◆ **EXERCISE AIM**
Examine the entries and show every line in which the word "Clone" is found.
"""
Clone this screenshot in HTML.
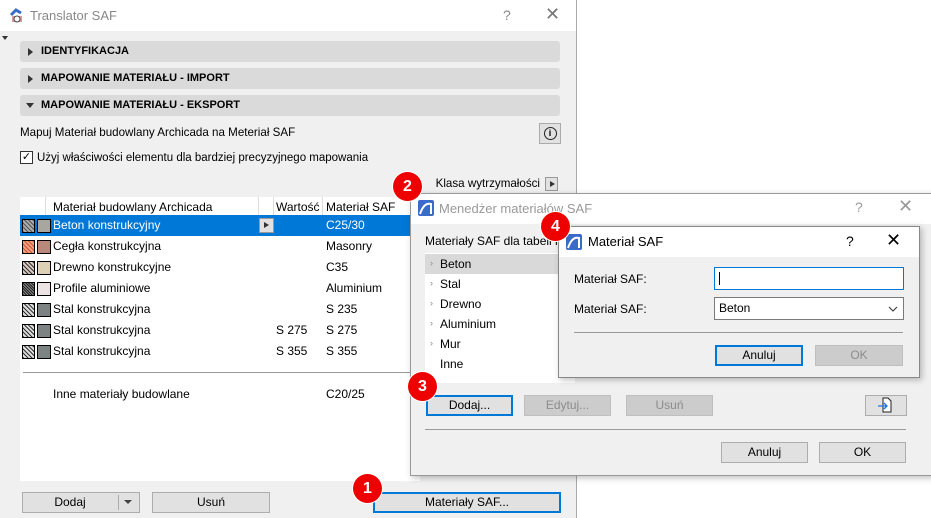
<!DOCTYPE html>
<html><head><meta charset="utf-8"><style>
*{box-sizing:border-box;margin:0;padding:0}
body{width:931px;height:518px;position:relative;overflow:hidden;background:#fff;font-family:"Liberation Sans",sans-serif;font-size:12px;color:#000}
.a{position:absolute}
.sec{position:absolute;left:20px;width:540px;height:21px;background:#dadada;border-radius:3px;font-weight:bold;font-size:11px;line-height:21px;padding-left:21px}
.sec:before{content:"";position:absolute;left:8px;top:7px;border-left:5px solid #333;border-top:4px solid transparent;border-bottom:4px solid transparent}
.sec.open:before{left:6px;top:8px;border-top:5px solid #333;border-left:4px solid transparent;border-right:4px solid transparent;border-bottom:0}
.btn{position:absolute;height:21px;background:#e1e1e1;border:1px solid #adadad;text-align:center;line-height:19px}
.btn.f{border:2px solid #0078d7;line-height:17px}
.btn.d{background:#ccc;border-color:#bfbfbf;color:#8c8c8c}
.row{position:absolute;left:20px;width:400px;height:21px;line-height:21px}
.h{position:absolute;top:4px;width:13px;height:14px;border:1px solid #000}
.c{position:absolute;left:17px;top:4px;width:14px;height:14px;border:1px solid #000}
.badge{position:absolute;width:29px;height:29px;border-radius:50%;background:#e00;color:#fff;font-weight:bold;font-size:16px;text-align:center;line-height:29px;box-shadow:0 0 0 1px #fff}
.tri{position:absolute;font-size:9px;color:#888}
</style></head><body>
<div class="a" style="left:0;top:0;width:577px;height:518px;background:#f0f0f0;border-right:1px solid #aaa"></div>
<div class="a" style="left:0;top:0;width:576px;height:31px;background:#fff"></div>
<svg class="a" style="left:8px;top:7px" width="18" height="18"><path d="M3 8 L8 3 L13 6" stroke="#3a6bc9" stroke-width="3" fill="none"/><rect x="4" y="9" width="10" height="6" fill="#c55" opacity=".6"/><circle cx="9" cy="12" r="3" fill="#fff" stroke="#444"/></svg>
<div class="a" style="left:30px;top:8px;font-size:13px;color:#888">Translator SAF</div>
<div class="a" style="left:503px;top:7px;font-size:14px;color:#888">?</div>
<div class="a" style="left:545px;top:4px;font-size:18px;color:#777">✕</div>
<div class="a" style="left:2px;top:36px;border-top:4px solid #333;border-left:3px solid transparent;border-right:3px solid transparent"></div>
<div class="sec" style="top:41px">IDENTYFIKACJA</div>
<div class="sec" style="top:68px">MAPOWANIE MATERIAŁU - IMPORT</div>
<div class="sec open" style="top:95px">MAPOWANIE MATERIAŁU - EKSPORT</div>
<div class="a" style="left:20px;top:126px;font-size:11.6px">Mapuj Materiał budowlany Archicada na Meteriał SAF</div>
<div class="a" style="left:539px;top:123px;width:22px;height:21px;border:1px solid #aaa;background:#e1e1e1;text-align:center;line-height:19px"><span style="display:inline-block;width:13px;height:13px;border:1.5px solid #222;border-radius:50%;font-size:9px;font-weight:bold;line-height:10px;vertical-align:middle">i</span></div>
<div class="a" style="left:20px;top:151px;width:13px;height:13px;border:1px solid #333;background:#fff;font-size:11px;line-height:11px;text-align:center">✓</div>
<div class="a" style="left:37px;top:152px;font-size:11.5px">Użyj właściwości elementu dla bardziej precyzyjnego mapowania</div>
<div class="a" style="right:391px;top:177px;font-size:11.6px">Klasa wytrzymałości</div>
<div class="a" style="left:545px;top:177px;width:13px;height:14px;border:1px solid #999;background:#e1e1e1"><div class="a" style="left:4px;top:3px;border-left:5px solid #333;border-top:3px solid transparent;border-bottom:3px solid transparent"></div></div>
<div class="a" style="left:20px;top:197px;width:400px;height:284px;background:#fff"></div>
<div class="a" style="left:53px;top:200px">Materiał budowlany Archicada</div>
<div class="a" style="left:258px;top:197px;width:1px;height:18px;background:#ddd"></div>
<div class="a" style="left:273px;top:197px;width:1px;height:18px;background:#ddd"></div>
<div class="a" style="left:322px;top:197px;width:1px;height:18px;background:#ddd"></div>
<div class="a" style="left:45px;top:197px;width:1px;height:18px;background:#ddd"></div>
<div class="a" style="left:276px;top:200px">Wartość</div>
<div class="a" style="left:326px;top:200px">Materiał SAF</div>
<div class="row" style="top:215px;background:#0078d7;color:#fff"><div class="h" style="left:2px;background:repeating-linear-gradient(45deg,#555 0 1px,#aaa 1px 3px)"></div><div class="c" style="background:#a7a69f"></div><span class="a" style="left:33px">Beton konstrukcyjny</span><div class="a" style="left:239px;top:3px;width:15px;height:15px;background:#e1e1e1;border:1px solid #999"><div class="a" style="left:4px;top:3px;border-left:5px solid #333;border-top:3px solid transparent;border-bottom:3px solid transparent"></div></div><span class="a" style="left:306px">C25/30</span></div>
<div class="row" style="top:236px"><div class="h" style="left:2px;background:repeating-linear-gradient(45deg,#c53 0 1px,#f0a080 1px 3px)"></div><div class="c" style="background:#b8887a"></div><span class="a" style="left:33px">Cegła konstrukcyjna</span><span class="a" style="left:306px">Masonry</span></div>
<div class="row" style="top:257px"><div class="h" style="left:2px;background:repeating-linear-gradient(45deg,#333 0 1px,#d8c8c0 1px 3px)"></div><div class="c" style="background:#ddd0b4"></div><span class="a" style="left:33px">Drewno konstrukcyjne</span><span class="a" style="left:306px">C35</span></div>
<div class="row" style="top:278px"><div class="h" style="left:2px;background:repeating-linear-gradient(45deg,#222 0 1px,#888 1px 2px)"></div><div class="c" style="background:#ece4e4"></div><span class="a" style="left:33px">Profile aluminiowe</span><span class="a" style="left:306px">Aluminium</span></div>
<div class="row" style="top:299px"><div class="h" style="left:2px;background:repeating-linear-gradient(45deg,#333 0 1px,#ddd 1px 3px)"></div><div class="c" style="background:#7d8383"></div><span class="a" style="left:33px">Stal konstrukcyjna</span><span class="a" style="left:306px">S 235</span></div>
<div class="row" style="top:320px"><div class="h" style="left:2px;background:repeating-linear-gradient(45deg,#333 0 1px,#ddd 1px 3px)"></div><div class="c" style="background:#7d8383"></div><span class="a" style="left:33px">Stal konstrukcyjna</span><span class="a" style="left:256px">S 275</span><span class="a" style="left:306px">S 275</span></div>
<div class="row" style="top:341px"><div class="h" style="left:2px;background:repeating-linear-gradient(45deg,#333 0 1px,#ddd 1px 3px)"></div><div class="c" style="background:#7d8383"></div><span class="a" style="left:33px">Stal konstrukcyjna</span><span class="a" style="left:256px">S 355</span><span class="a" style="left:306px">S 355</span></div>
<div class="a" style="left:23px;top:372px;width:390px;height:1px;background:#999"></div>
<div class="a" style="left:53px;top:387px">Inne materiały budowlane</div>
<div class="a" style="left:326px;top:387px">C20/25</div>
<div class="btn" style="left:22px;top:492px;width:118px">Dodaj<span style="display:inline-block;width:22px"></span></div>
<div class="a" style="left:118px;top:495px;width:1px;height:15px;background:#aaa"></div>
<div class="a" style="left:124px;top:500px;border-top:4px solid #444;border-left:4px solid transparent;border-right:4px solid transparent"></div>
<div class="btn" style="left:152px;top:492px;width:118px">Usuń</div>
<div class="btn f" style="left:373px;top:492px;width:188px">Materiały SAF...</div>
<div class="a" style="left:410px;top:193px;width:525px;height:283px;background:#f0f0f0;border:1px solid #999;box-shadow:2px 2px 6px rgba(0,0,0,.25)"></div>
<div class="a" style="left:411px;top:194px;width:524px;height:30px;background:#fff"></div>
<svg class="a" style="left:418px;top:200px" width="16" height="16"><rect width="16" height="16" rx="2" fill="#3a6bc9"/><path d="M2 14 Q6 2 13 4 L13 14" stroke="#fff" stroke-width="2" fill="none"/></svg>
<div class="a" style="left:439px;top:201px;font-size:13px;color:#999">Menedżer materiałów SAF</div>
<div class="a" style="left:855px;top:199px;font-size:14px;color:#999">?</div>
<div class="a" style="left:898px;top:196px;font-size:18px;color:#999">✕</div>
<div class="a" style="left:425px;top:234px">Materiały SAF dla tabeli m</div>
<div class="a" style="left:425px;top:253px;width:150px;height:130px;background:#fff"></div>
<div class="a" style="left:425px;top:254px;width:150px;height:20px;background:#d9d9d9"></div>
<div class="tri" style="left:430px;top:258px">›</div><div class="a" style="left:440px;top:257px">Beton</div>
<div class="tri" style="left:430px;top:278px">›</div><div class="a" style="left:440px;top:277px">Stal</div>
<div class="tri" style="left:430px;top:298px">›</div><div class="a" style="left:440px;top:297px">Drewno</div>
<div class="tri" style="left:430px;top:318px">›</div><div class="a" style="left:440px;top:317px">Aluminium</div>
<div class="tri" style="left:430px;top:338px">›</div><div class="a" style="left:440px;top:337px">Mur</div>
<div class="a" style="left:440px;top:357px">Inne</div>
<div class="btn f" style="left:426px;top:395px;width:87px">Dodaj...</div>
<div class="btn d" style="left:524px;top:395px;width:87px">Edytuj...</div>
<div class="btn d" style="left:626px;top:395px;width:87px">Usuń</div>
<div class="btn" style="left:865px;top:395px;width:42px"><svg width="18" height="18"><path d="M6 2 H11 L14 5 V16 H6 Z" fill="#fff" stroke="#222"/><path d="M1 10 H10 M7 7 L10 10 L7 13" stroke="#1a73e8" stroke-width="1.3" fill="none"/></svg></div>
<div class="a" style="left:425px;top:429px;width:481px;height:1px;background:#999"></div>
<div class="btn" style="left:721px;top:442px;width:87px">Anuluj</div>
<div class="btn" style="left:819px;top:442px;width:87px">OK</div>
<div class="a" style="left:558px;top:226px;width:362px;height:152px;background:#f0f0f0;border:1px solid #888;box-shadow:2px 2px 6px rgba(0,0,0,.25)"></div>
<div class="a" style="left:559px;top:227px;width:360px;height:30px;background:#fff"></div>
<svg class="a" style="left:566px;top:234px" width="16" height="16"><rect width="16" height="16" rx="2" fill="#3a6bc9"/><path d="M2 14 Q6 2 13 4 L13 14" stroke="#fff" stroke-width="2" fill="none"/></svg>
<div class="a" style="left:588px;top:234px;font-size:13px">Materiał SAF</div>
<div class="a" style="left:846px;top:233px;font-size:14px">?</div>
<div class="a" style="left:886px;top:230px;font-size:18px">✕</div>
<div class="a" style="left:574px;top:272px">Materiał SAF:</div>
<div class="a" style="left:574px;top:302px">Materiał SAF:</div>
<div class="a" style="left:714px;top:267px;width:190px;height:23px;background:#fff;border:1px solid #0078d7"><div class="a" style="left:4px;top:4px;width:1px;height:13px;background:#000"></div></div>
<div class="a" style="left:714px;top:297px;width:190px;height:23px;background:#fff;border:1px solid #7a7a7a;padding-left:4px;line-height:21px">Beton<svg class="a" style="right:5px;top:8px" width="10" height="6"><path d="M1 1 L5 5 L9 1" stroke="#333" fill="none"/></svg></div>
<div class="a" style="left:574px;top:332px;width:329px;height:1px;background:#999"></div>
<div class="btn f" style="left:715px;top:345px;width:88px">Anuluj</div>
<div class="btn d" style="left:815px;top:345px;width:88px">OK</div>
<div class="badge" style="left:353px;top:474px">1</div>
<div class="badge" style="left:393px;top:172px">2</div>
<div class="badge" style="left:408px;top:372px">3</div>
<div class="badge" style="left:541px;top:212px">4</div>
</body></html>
"""
"""
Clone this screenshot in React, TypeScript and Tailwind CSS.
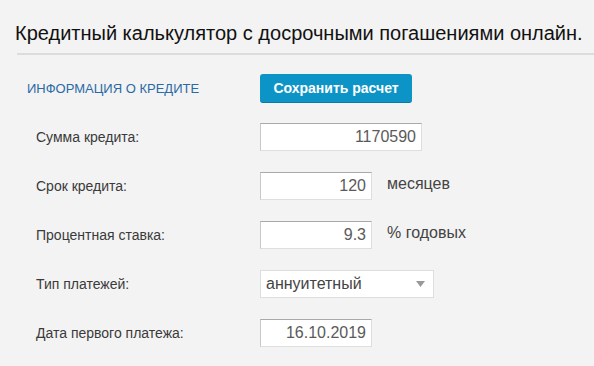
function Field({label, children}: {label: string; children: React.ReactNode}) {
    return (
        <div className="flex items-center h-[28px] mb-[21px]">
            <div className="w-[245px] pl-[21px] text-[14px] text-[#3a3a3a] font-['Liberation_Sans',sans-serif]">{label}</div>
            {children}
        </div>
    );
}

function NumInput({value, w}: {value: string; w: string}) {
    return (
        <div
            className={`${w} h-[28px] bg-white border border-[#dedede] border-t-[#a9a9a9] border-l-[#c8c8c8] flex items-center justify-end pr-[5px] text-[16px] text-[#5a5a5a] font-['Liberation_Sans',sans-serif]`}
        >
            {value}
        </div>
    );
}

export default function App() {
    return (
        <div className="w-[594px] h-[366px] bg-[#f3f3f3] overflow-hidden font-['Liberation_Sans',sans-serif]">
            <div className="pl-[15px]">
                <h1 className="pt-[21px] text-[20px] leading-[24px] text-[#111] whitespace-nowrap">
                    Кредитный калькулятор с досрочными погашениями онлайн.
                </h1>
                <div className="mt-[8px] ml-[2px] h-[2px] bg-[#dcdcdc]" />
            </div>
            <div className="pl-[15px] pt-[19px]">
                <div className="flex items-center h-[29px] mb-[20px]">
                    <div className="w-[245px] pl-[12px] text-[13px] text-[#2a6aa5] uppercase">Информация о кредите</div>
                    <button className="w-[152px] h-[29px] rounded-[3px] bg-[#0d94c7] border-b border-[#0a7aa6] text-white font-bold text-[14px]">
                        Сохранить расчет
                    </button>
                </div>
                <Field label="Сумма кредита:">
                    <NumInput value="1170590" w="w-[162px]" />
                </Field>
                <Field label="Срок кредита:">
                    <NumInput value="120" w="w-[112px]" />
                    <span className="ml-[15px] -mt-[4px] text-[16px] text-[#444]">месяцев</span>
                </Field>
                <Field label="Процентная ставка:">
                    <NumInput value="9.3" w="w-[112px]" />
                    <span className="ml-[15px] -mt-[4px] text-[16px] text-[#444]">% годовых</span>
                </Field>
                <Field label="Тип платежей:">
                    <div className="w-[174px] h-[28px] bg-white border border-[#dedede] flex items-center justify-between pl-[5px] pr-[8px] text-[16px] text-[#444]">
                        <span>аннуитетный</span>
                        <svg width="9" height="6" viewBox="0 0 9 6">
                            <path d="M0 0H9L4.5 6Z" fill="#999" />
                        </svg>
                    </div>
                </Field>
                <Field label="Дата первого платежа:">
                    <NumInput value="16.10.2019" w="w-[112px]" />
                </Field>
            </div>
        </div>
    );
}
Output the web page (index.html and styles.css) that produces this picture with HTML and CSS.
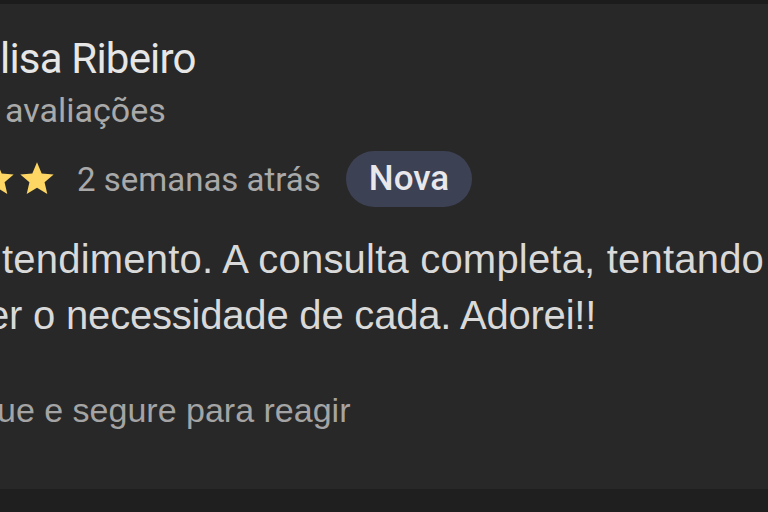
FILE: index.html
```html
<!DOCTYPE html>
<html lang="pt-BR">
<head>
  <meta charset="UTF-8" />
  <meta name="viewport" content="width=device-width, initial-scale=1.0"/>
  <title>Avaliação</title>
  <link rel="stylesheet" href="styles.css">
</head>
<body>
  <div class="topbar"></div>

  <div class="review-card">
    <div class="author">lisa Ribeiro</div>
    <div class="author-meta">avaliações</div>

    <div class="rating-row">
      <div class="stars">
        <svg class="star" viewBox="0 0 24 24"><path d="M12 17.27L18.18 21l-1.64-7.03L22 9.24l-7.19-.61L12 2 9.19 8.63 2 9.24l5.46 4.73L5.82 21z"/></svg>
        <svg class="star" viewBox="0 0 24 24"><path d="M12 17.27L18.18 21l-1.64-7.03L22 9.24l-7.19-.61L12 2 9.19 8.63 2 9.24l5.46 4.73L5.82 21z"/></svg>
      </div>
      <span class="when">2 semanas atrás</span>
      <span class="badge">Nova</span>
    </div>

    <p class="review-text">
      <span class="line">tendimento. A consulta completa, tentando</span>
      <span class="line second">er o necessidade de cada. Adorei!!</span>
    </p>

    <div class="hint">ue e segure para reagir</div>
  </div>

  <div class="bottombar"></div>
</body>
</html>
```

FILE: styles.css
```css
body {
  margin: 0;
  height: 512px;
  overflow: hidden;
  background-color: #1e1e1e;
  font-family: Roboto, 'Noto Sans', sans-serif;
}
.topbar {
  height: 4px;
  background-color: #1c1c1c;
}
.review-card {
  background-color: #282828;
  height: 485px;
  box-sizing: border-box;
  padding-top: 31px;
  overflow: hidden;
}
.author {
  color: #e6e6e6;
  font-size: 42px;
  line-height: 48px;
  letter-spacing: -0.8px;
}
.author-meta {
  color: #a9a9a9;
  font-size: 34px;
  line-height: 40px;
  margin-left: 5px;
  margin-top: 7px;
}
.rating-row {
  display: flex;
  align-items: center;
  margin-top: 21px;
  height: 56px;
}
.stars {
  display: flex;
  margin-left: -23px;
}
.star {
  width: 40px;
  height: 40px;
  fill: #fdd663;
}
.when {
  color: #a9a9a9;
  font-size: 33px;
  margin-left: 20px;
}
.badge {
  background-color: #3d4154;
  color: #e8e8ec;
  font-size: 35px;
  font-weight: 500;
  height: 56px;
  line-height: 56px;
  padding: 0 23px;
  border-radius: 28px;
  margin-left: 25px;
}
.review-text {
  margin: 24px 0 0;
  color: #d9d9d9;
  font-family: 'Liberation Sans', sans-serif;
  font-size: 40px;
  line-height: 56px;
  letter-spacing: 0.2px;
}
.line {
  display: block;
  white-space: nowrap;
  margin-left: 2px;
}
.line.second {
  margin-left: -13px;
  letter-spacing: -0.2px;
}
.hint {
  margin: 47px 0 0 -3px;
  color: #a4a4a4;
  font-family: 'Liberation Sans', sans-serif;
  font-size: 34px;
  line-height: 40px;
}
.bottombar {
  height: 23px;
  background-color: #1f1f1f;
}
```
"""
◆ **RESULT FOR THIS EXERCISE**
Clone this screenshot in HTML.
Clone this screenshot in React, TypeScript and Tailwind CSS.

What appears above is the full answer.